Números impressionantes, ainda mais para um momento tão precário. Seo João tem só dois companheiros (um cozinheiro e uma ajudante), já que dois saíram recentemente por não aguentar mais "trabalhar de graça". Os que ficaram se desdobram para cumprir a função como se o caos não estivesse instaurado. O Guarani ameaça fechar parte do clube, especialmente piscinas e áreas sociais, se novos recursos não aparecerem.
– Não recebo salário em dia desde a época do Beto Zini – diz o funcionário, enquanto arruma os pratos de salada, arroz, feijão e mistura.
A frase é triste, apesar do sorriso intacto no rosto. Zini deixou a presidência do Guarani em 1999. Depois dele, passaram José Luis Lourencetti, Leonel Martins de Oliveira, Marcelo Mingone, Álvaro Negrão e, agora, Horley Senna. A falta de dinheiro é comum de lá para cá. Seo João, porém, tem esperança. Arruma a touca, se despede do repórter e volta para a sua função. É assim que pode ajudar.
João Teixeira de Souza trabalha na cozinha do Guarani há 37 anos e convive com o pior momento (Foto: Murilo Borges)
No Guarani, futebol não é coisa só para homem. As meninas, por sinal, têm tantos ou mais troféus do que os marmanjos. Quem cuida disso atualmente é José Arthur Thomaz, o faz-tudo da categoria, como ele mesmo brinca. É treinador, coordenador, massagista, psicólogo e também administrador. Ocupa sozinho a sala com 360 taças, exposta em um dos cômodos localizado abaixo do tobogã.
A categoria, porém, está largada. Apesar de estar na disputa do atual Campeonato Paulista, as meninas não são custeadas pelo Guarani. Sequer recebem para atuar. O elo entre Bugre e as jogadores é Thomaz, funcionário do clube há cinco anos, mas que, entre atrasos antigos e novos, acumula 12 meses sem um centavo. Ele organiza treinos de terças, quintas e sábados e tenta motivar o grupo. Não sabe mais por quanto tempo.
– Motivação já foi. Tem que mudar bastante, ter um caminho mais transparente. A gente só vem (trabalhar) pelo compromisso de ser funcionário. Até quando, não sei – afirma.
José Artur Thomaz treina a equipe feminina e fica surpreso com possibilidade de fechar as portas (Foto: Murilo Borges)
A FALTA DE PERSPECTIVA DE GERALDO
Geraldo é outro que vive a turbulência do Guarani há anos. Dezessete, precisamente. É responsável pela manutenção da parte social do clube, mas, pelas dificuldades financeiras, quase não tem muito o que fazer no dia a dia.

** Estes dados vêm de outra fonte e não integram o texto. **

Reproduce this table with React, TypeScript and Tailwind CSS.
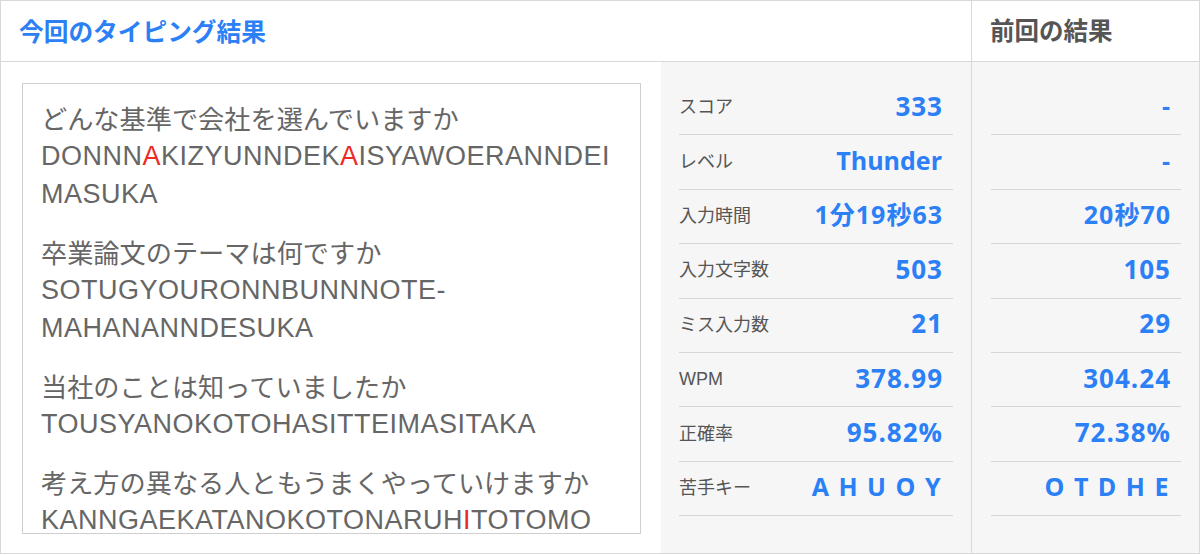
import React from "react";

type Row = { label: string; now: React.ReactNode; prev: React.ReactNode };

function N({ children }: { children: React.ReactNode }) {
  return <span className="mr-[-1px] text-[26px] tracking-[1px]">{children}</span>;
}

function T({ children }: { children: React.ReactNode }) {
  return <span className="mr-[-1px] tracking-[1px]">{children}</span>;
}

const rows: Row[] = [
  { label: "スコア", now: <N>333</N>, prev: "-" },
  { label: "レベル", now: "Thunder", prev: "-" },
  { label: "入力時間", now: <T>1分19秒63</T>, prev: <T>20秒70</T> },
  { label: "入力文字数", now: <N>503</N>, prev: <N>105</N> },
  { label: "ミス入力数", now: <N>21</N>, prev: <N>29</N> },
  { label: "WPM", now: <N>378.99</N>, prev: <N>304.24</N> },
  { label: "正確率", now: <N>95.82%</N>, prev: <N>72.38%</N> },
  {
    label: "苦手キー",
    now: <span className="tracking-[1.5px]">A H U O Y</span>,
    prev: <span className="tracking-[1.5px]">O T D H E</span>,
  },
];

function R({ children }: { children: React.ReactNode }) {
  return <span className="text-[#ee2a24]">{children}</span>;
}

function Ja({ children }: { children: React.ReactNode }) {
  return (
    <div className="whitespace-nowrap text-[26.2px] font-['Noto_Sans_CJK_JP',sans-serif]">
      {children}
    </div>
  );
}

function Ro({ children }: { children: React.ReactNode }) {
  return (
    <div className="whitespace-nowrap text-[27px] tracking-[0.5px] font-['Liberation_Sans','Noto_Sans_CJK_JP',sans-serif]">
      {children}
    </div>
  );
}

function StatRow({ label, value }: { label?: string; value: React.ReactNode }) {
  return (
    <div className="flex h-[54.4px] items-center justify-between border-b border-[#d6d6d6] pb-[3px]">
      <span className="pt-[3px] text-[18px] text-[#555] font-['Liberation_Sans','Noto_Sans_CJK_JP',sans-serif]">
        {label}
      </span>
      <span className="whitespace-nowrap pr-[11px] text-[25px] font-bold text-[#2b80f6] font-['Open_Sans','Noto_Sans_CJK_JP',sans-serif]">
        {value}
      </span>
    </div>
  );
}

export default function App() {
  return (
    <div className="h-[555px] w-[1200px] bg-white">
      <div className="grid h-[554px] grid-cols-[971px_1fr] grid-rows-[61px_1fr] border border-[#d9d9d9]">
        <div className="flex items-center border-b border-r border-[#d9d9d9] pl-[18px] pb-[1px] text-[24.7px] font-bold text-[#2b80f6] font-['Noto_Sans_CJK_JP',sans-serif]">
          今回のタイピング結果
        </div>
        <div className="flex items-center border-b border-[#d9d9d9] pl-[18px] pb-[1px] text-[24.5px] font-bold text-[#555] font-['Noto_Sans_CJK_JP',sans-serif]">
          前回の結果
        </div>

        <div className="flex border-r border-[#d9d9d9]">
          <div className="w-[660px] bg-white pl-[21px] pt-[21px]">
            <div className="h-[451px] w-[619px] overflow-hidden border border-[#cfcfcf] pl-[18px] pt-[15px] leading-[38px] text-[#666]">
              <div className="mb-[20px]">
                <Ja>どんな基準で会社を選んでいますか</Ja>
                <Ro>
                  DONNN<R>A</R>KIZYUNNDEK<R>A</R>ISYAWOERANNDEI
                </Ro>
                <Ro>MASUKA</Ro>
              </div>
              <div className="mb-[20px]">
                <Ja>卒業論文のテーマは何ですか</Ja>
                <Ro>SOTUGYOURONNBUNNNOTE-</Ro>
                <Ro>MAHANANNDESUKA</Ro>
              </div>
              <div className="mb-[20px]">
                <Ja>当社のことは知っていましたか</Ja>
                <Ro>TOUSYANOKOTOHASITTEIMASITAKA</Ro>
              </div>
              <div>
                <Ja>考え方の異なる人ともうまくやっていけますか</Ja>
                <Ro>
                  KANNGAEKATANOKOTONARUH<R>I</R>TOTOMO
                </Ro>
              </div>
            </div>
          </div>
          <div className="flex-1 bg-[#f6f6f6] pl-[18px] pr-[18px] pt-[19px]">
            {rows.map((r) => (
              <StatRow key={r.label} label={r.label} value={r.now} />
            ))}
          </div>
        </div>

        <div className="bg-[#f6f6f6] pl-[19px] pr-[18px] pt-[19px]">
          {rows.map((r) => (
            <StatRow key={r.label} value={r.prev} />
          ))}
        </div>
      </div>
    </div>
  );
}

– Nunca passei igual agora. Já tinha ouvido falar que ia fechar, que ia acabar. Eu mesmo falava que ia acontecer isso aqui. Hoje eu falo: está muito perto disso acontecer. Os funcionários não aguentam mais 30 dias sem receber – diz o funcionário.
A esperança está quase perdida. Para quem está mais acostumado com dramas do que situações positivas, seo Geraldo está prestes a desistir. Ao caminhar no clube e ver piscinas vazias, paredes mofadas e nenhuma perspectiva de melhora, ele já se vê longe do clube. Até fala em abrir mão do que merece receber. Tudo por um pouco de paz, que passa longe do Brinco.
– Estamos sem perspectiva nenhuma. Cada dia que passa, você vai perdendo a esperança. Falo por mim: na situação que está hoje, eu vou embora. Não fico mais – ameaça.